Thursday, June 21, 2012

Trying To Be "Zen" or Lessons Learned from an IKEA end table

I am not zen. I am, in fact, quite the opposite. I am an enormous ball of energy that has a really hard time settling down. I have been working so hard to meditate, to just 'be' with my body and mind, but it is so difficult for me; I am coming to terms with the fact that I may never be 'zen'. That is, until yesterday when I learned a very important lesson in mindfulness and zen from my IKEA end table.

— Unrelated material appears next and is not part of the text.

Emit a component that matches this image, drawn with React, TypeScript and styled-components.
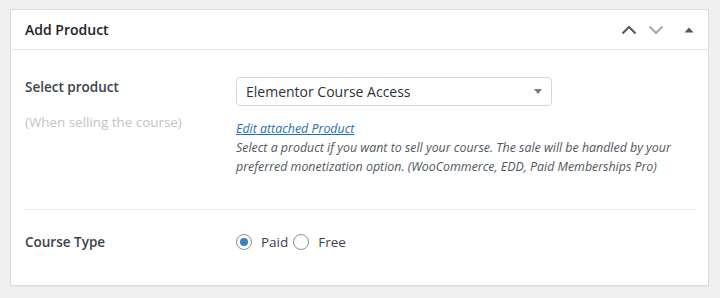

If you have every owned anything from IKEA, you know that most of the time the instructions may as well be ancient Egyptian hieroglyphics; taking more time to decipher than you are willing to take. So, naturally, I decided to not look at the instructions and just go for it. I mean, really, how hard could it be? I began in earnest, shoving, pounding and pushing screws into the legs. I put so much pressure on them to get the legs into the table that my arms were extremely sore and I hadn't even gotten one freakin' leg in. That is when I sensed a change come over me, I felt frustrated, I felt like throwing the whole thing out the window, I felt like quitting to let Brett do it when he got home.

After a few moments of self-loathing, I stopped and thought, "Kelin, come on, it is a table! How is this a sign of being a failure?" That is when I decided to do a guided meditation. I imagined my mind only as a white, blank canvas; I just sat in that stillness and guided myself to this blank state. After a few moments, I realized that, I DID IT! I had just cleared my mind! Suddenly, I knew what to do with the table. It also required gentleness and slowness, rather than pressure and pounding. I gently twisted each leg into place, guiding each thought to correspond to the turning of the leg. Each turn, I visioned a more brilliant white, I thought of nothing. My mind was blank. By the last turn, I felt so cleansed and peaceful. It was the most wonderful feeling.

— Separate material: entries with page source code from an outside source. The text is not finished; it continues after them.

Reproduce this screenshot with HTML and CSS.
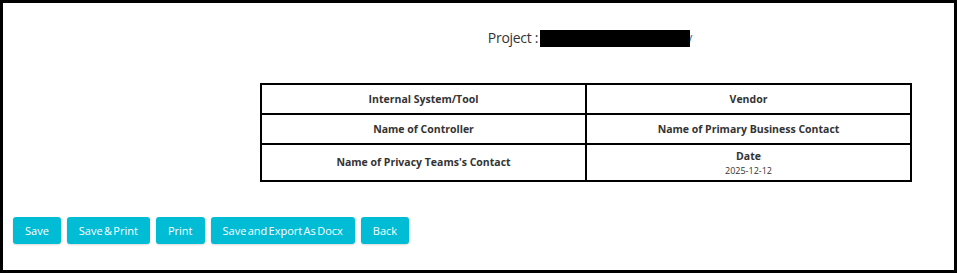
FILE: index.html
```html
<!DOCTYPE html>
<html>
<head>
<meta charset="utf-8">
<link rel="stylesheet" href="styles.css">
</head>
<body>
<div class="frame">
  <div class="content">
    <div class="project">Project :<span class="redact"><span class="redact-box"></span><span class="redact-tail">y</span></span></div>
    <table class="info">
      <tr>
        <td><b>Internal System/Tool</b></td>
        <td><b>Vendor</b></td>
      </tr>
      <tr>
        <td><b>Name of Controller</b></td>
        <td><b>Name of Primary Business Contact</b></td>
      </tr>
      <tr class="tall">
        <td><b>Name of Privacy Teams's Contact</b></td>
        <td><b>Date</b><div class="date">2025-12-12</div></td>
      </tr>
    </table>
  </div>
  <div class="actions">
    <button class="btn">Save</button>
    <button class="btn">Save &amp; Print</button>
    <button class="btn">Print</button>
    <button class="btn">Save and Export As Docx</button>
    <button class="btn">Back</button>
  </div>
</div>
</body>
</html>
```
FILE: styles.css
```css
html, body {
  margin: 0;
  padding: 0;
  background: #fff;
}
body {
  font-family: "Open Sans", "Noto Sans", sans-serif;
  color: #333;
}
.frame {
  box-sizing: border-box;
  width: 957px;
  height: 273px;
  border: 3px solid #000;
  padding-top: 25px;
}
.content {
  margin-left: 257px;
  width: 652px;
}
.project {
  text-align: center;
  font-size: 14px;
  letter-spacing: -0.3px;
  line-height: 20px;
  height: 20px;
  color: #333;
  padding-left: 8px;
}
.redact {
  display: inline-flex;
  align-items: center;
  vertical-align: top;
  height: 20px;
  letter-spacing: 0;
  margin-left: 2px;
}
.redact-box {
  display: inline-block;
  width: 150px;
  height: 17px;
  background: #000;
  position: relative;
  z-index: 1;
}
.redact-tail {
  color: #337ab7;
  margin-left: -5px;
}
.info {
  margin-top: 35px;
  width: 652px;
  border-collapse: collapse;
  table-layout: fixed;
  font-size: 10.5px;
  color: #333;
}
.info td {
  border: 2px solid #000;
  text-align: center;
  height: 28px;
  padding: 0;
  vertical-align: middle;
  line-height: 15px;
}
.info tr.tall td {
  height: 35px;
}
.info b {
  font-weight: 700;
}
.date {
  font-size: 9px;
  line-height: 13px;
}
.actions {
  display: flex;
  gap: 6px;
  margin: 35px 0 0 10px;
}
.btn {
  font-family: "Open Sans", "Noto Sans", sans-serif;
  font-size: 11px;
  word-spacing: -1.5px;
  color: #fff;
  background: #00bcd4;
  border: none;
  border-radius: 3px;
  height: 27px;
  padding: 0 12px;
  box-shadow: 0 1px 2px rgba(0,0,0,0.15);
  cursor: pointer;
}
```
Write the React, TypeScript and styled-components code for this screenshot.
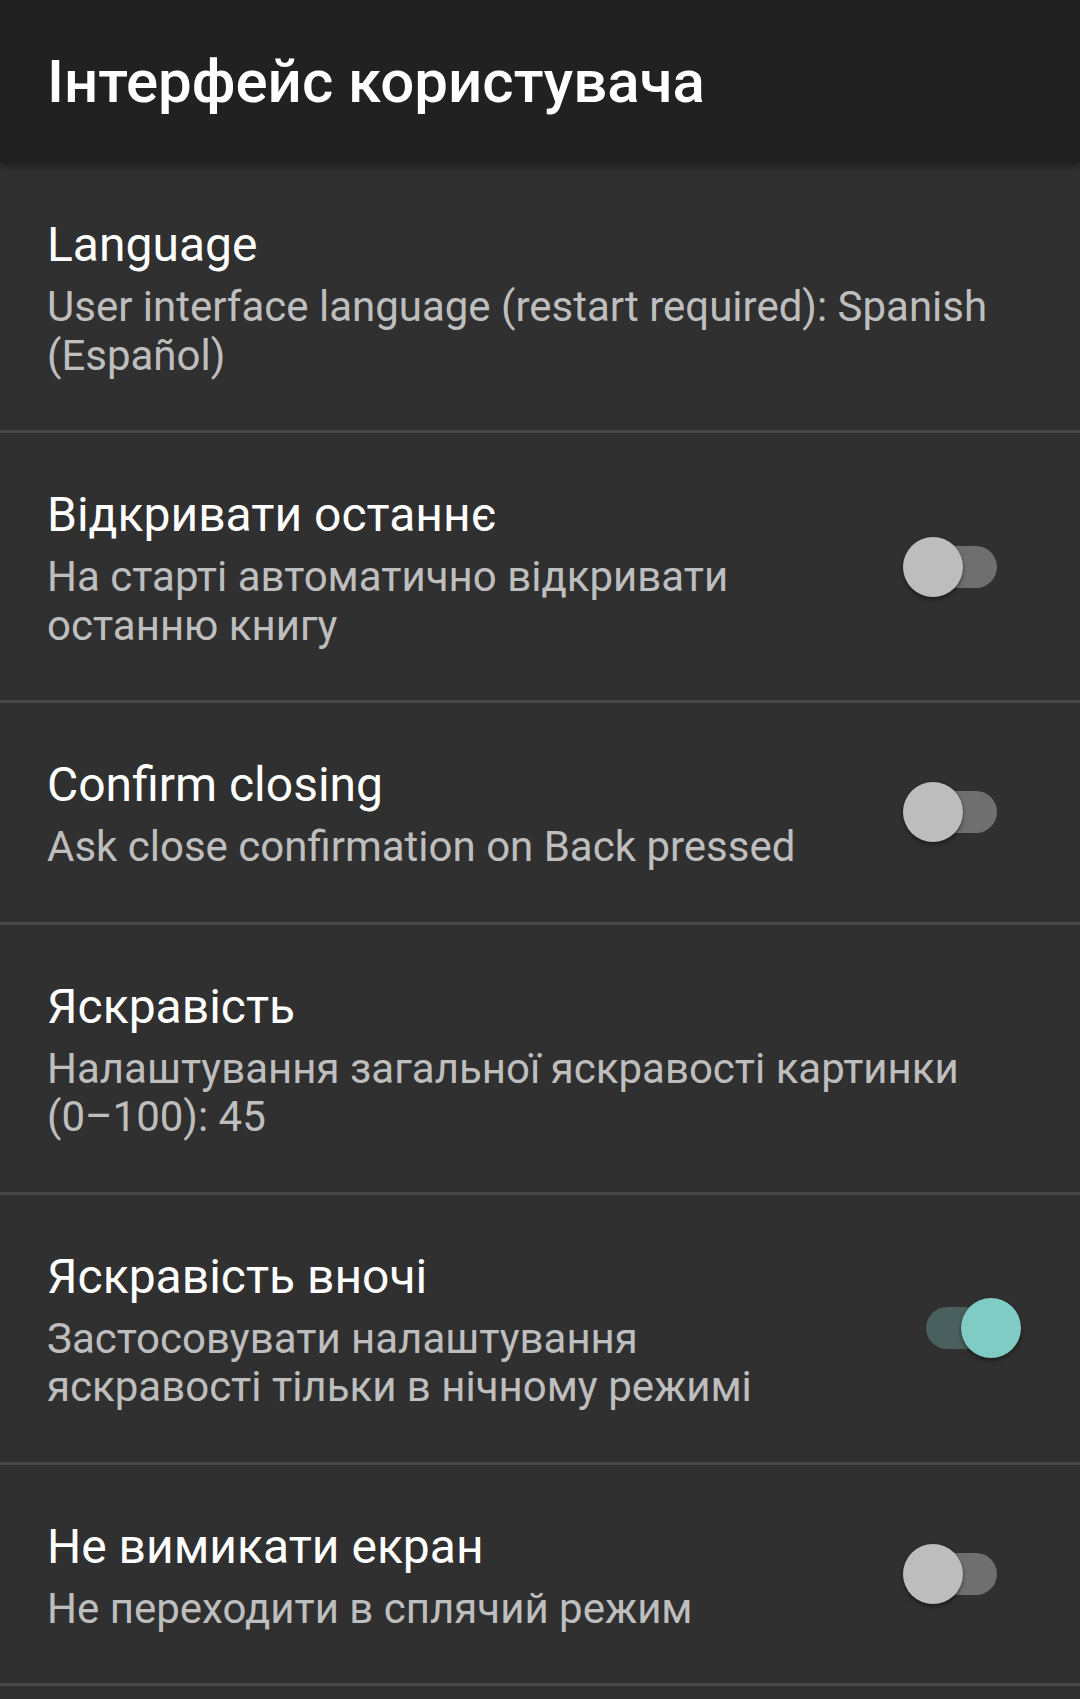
import React from "react";
import styled, { createGlobalStyle } from "styled-components";

const GlobalStyle = createGlobalStyle`
  html, body {
    margin: 0;
    padding: 0;
    background: #303030;
  }
  body {
    font-family: Roboto, "Noto Sans", "Liberation Sans", sans-serif;
    -webkit-font-smoothing: antialiased;
  }
  * { box-sizing: border-box; }
`;

const Screen = styled.div`
  width: 1080px;
  min-height: 1699px;
  background: #303030;
  display: flex;
  flex-direction: column;
`;

const Toolbar = styled.header`
  height: 163px;
  background: #212121;
  display: flex;
  align-items: center;
  padding-left: 47px;
  position: relative;
  z-index: 1;
  box-shadow: 0 2px 8px rgba(0, 0, 0, 0.45);
`;

const ToolbarTitle = styled.h1`
  margin: 0;
  font-size: 60px;
  line-height: 70px;
  font-weight: 500;
  color: #ffffff;
`;

const List = styled.div`
  display: flex;
  flex-direction: column;
`;

const Row = styled.div`
  display: flex;
  align-items: center;
  padding: 54px 0 50px 47px;
  border-bottom: 3px solid #484848;
`;

const Texts = styled.div<{ $withWidget: boolean }>`
  flex: ${(p) => (p.$withWidget ? "0 0 756px" : "1 1 auto")};
  padding-right: ${(p) => (p.$withWidget ? "0" : "40px")};
  display: flex;
  flex-direction: column;
  gap: 10px;
  min-width: 0;
`;

const Title = styled.div`
  font-size: 48px;
  line-height: 56px;
  color: #ffffff;
  font-weight: 400;
`;

const Summary = styled.div`
  font-size: 42px;
  line-height: 48.5px;
  color: rgba(255, 255, 255, 0.7);
  font-weight: 400;
`;

const NoWrap = styled.span`
  white-space: nowrap;
`;

const WidgetFrame = styled.div`
  flex: 1 1 auto;
  display: flex;
  align-items: center;
  align-self: stretch;
  margin-top: -54px;
  margin-bottom: -50px;
`;

const Track = styled.div<{ $on: boolean }>`
  position: relative;
  width: 94px;
  height: 42px;
  border-radius: 21px;
  margin-left: ${(p) => (p.$on ? "123px" : "100px")};
  background: ${(p) => (p.$on ? "#4a605e" : "#6f6f6f")};
`;

const Thumb = styled.div<{ $on: boolean }>`
  position: absolute;
  top: 50%;
  left: ${(p) => (p.$on ? "35px" : "0px")};
  width: 60px;
  height: 60px;
  margin-top: -30px;
  border-radius: 50%;
  background: ${(p) => (p.$on ? "#80cbc4" : "#bdbdbd")};
  box-shadow: 0 3px 4px rgba(0, 0, 0, 0.35), 0 0 2px rgba(0, 0, 0, 0.3);
`;

type Pref = {
  title: string;
  summary: React.ReactNode;
  toggle?: boolean;
};

const prefs: Pref[] = [
  {
    title: "Language",
    summary: "User interface language (restart required): Spanish (Español)",
  },
  {
    title: "Відкривати останнє",
    summary: "На старті автоматично відкривати останню книгу",
    toggle: false,
  },
  {
    title: "Confirm closing",
    summary: "Ask close confirmation on Back pressed",
    toggle: false,
  },
  {
    title: "Яскравість",
    summary: (
      <>
        Налаштування загальної яскравості картинки <NoWrap>(0–100):</NoWrap> 45
      </>
    ),
  },
  {
    title: "Яскравість вночі",
    summary: "Застосовувати налаштування яскравості тільки в нічному режимі",
    toggle: true,
  },
  {
    title: "Не вимикати екран",
    summary: "Не переходити в сплячий режим",
    toggle: false,
  },
];

const Switch: React.FC<{ on: boolean }> = ({ on }) => (
  <Track $on={on}>
    <Thumb $on={on} />
  </Track>
);

export default function App() {
  return (
    <Screen>
      <GlobalStyle />
      <Toolbar>
        <ToolbarTitle>Інтерфейс користувача</ToolbarTitle>
      </Toolbar>
      <List>
        {prefs.map((p) => {
          const hasWidget = typeof p.toggle === "boolean";
          return (
            <Row key={p.title}>
              <Texts $withWidget={hasWidget}>
                <Title>{p.title}</Title>
                <Summary>{p.summary}</Summary>
              </Texts>
              {hasWidget && (
                <WidgetFrame>
                  <Switch on={!!p.toggle} />
                </WidgetFrame>
              )}
            </Row>
          );
        })}
      </List>
    </Screen>
  );
}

Fast forward a few hours, I tried it again, but my mind was not ready. I am learning that being 'zen' is a lot of work and a lot of mindfulness. I am getting there, it is a slow process, but I truly feel that when my mind is cleared of all of the 'junk' I put in there, I can better hear "the voice of the one calling in the wilderness". I'm still sorting out life, with all of the ups, downs and in-betweens it comes with. I know where I want to go, but I don't know how I'm going to get there. I do know the journey is a process that should be regarded with gentleness, peacefulness and, most importantly, mindfulness because the process is just as important as the journey itself. I may never be described as 'zen', but I can certainly work to calm myself so I can be gentle with myself, all of which translates into how I relate to others.

I hope you all have a gentle day. Be kind to yourself, be mindful of yourself and be gentle to yourself. When we can achieve this, we can certainly be kind to, mindful of and gentle with those around us. Remember, as I am reminding myself, this cannot be achieved overnight and may not come easily all the time, but this 'zen' is worth trying for, I have to believe that.